Where there were no such attendant circumstances, we need not address whether the additional factor of distance — here, a considerable distance between the place of the arrest and the location of the parked car — would suffice to invalidate the impoundment even in the presence of such attendant circumstances. Where the arrest of the owner or operator did not occur on the same or related premises where the car had been parked, the few courts that have considered the question have decided that the arrest may not be used as a basis for impoundment. See 3 W.R. LaFave, Search and Siezure § 7.3 (c), at 519 (3d ed. 1996); Brown v. Superior Court, 119 Ariz. 205 (1978) (unlawful impoundment of car parked four miles from arrest); Rodriquez v. State, 641 S.W.2d 955, 958 (Tex. Ct. App. 1982) (unlawful impoundment because it was drug dealer, not his car parked in alley behind house, that was focus of arrest occurring in driveway); Benavides v. State, 600 S.W.2d 809 (Tex. Crim.
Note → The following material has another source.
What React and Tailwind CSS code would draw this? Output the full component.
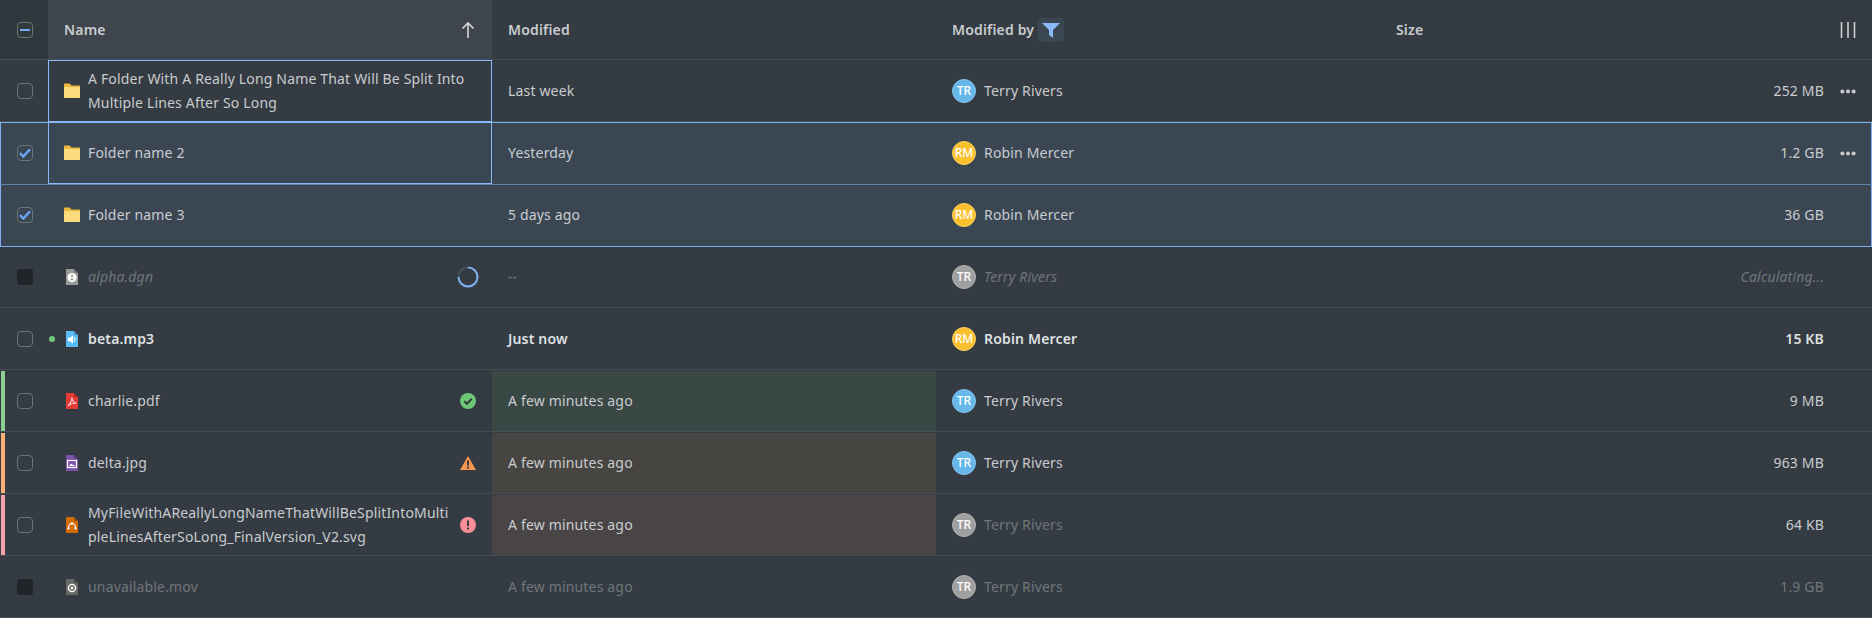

App. 1980) (impoundment of car parked two blocks from arrest was invalid, despite parking restriction and inability of arrestee later to remove car).

The Supreme Court of the United States has identified inventory searches according to police community caretaking function as a “narrow exception” to the warrant requirement. See Colorado v. Bertine, 479 U.S. 367, 381 (1987).

Cases where the community caretaking function has been applied to police impoundment of lawfully parked cars specifically include either arrests made after pulling the driver over in a parking lot or arrests made on the premises with which the parking lot was associated. The caretaking duty was then invoked to alleviate the hazard posed to the car after an arrest in that location. See United States v. Ponce, 8 F.3d 989, 996 (5th Cir. 1993) (police pulled truck over and arrested defendant in public parking lot “where [truck] could have been damaged or stolen”); United States v. Staller, 616 F.2d 1284, 1290 (5th Cir. 1980) (driver arrested in mall store and car impounded from mall lot where police aware of “appreciable risk of vandalism or theft”).